5. Upon consummation of the Merger, each stock option plan or other compensatory or benefit plan of Subsidiary shall become a such plan of Subsidiary, and Subsidiary shall assume each such plan, unchanged except to refer to Subsidiary rather than to Parent and to refer to the same number of shares of Common Stock of Subsidiary as the number of shares of Common Stock of Parent which it had referred to as of immediately before the Merger or, as applicable, to refer to the same number of shares of Series A Preferred Stock of Subsidiary as the number of shares of Series A Preferred Stock of Parent (or other series of Preferred Stock of Parent) which it had referred to as of immediately before the Merger.
6. Upon consummation of the Merger, each previously-outstanding share of Subsidiary shall be cancelled without consideration.
7. Upon consummation of the Merger, each outstanding share of Common Stock of Parent shall be converted into one share of Common Stock of Subsidiary and each outstanding share of Series A Preferred Stock of Parent shall be converted into one share of Series A Preferred Stock of Subsidiary.

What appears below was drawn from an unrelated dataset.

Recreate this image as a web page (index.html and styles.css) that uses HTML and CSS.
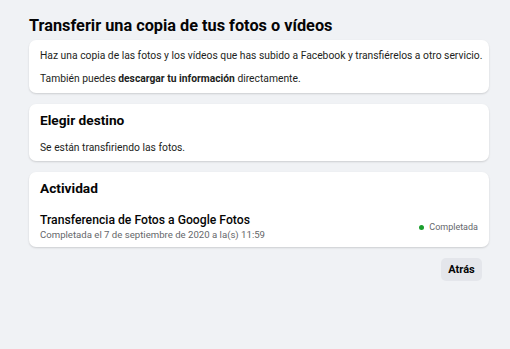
FILE: index.html
```html
<!DOCTYPE html>
<html lang="es">
<head>
    <meta charset="utf-8">
    <title>Transferir una copia de tus fotos o vídeos</title>
    <link rel="stylesheet" href="styles.css">
</head>
<body>
    <div class="page">
        <h1 class="title">Transferir una copia de tus fotos o vídeos</h1>

        <div class="card intro">
            <p>Haz una copia de las fotos y los vídeos que has subido a Facebook y transfiérelos a otro servicio.</p>
            <p>También puedes <b>descargar tu información</b> directamente.</p>
        </div>

        <div class="card">
            <h2>Elegir destino</h2>
            <p class="status">Se están transfiriendo las fotos.</p>
        </div>

        <div class="card">
            <h2>Actividad</h2>
            <div class="activity">
                <div class="activity-info">
                    <div class="activity-name">Transferencia de Fotos a Google Fotos</div>
                    <div class="activity-date">Completada el 7 de septiembre de 2020 a la(s) 11:59</div>
                </div>
                <div class="activity-state"><span class="dot"></span>Completada</div>
            </div>
        </div>

        <div class="actions">
            <button class="back">Atrás</button>
        </div>
    </div>
</body>
</html>
```

FILE: styles.css
```css
body {
    margin: 0px;
    background-color: #f0f2f5;
    font-family: Roboto, "Noto Sans", sans-serif;
    color: #1c1e21;
}
.page {
    width: 460px;
    margin-left: 29px;
    padding-top: 14px;
}
.title {
    font-size: 16.3px;
    line-height: 24px;
    font-weight: 700;
    color: #050505;
    margin: 0 0 2px 0;
}
.card {
    background: #ffffff;
    border-radius: 7px;
    box-shadow: 0 1px 2px rgba(0, 0, 0, 0.15);
    padding: 6px 11px 5px;
    margin-bottom: 11px;
}
.card p {
    margin: 0;
    font-size: 10.3px;
    line-height: 16px;
    white-space: nowrap;
}
.intro {
    padding: 8px 11px 6px;
    display: flex;
    flex-direction: column;
    gap: 7px;
}
.card h2 {
    margin: 0;
    font-size: 13.7px;
    line-height: 20px;
    font-weight: 700;
    color: #050505;
}
.status {
    margin-top: 10px !important;
}
.activity {
    display: flex;
    align-items: center;
    justify-content: space-between;
    margin-top: 14px;
}
.activity-name {
    font-size: 12.2px;
    line-height: 16px;
    font-weight: 500;
    color: #050505;
}
.activity-date {
    font-size: 9.6px;
    line-height: 14px;
    color: #65676b;
}
.activity-state {
    font-size: 9px;
    color: #65676b;
    display: flex;
    align-items: center;
    gap: 5px;
}
.dot {
    width: 5px;
    height: 5px;
    border-radius: 50%;
    background: #1a9e2d;
}
.actions {
    display: flex;
    justify-content: flex-end;
    padding-right: 7px;
}
.back {
    font-family: Roboto, "Noto Sans", sans-serif;
    font-size: 11px;
    font-weight: 700;
    color: #050505;
    background: #e4e6eb;
    border: 0;
    border-radius: 5px;
    height: 23px;
    width: 41px;
    padding: 0;
}
```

8. Each holder of shares of Parent shall thereupon surrender the share certificate or certificates theretofore representing such shares to Parent and shall upon such surrender become entitled to receive, in exchange therefor, a certificate or certificates representing (or an uncertificated
book entry or entries representing) the number of shares of common stock of Subsidiary into which shares of Parent theretofore represented by the certificate or certificates so surrendered shall have been converted pursuant to this Plan of Merger. Each share of Common Stock or Series A Preferred Stock of Subsidiary shall continue to be subject to all restrictions on transfer to which its predecessor share of Parent Common Stock or Series A Preferred Stock had been subject (including market standoff agreements), and Subsidiary shall be entitled to impose certificate legends, book-entry notations and/or stop-transfer orders to reflect such restrictions.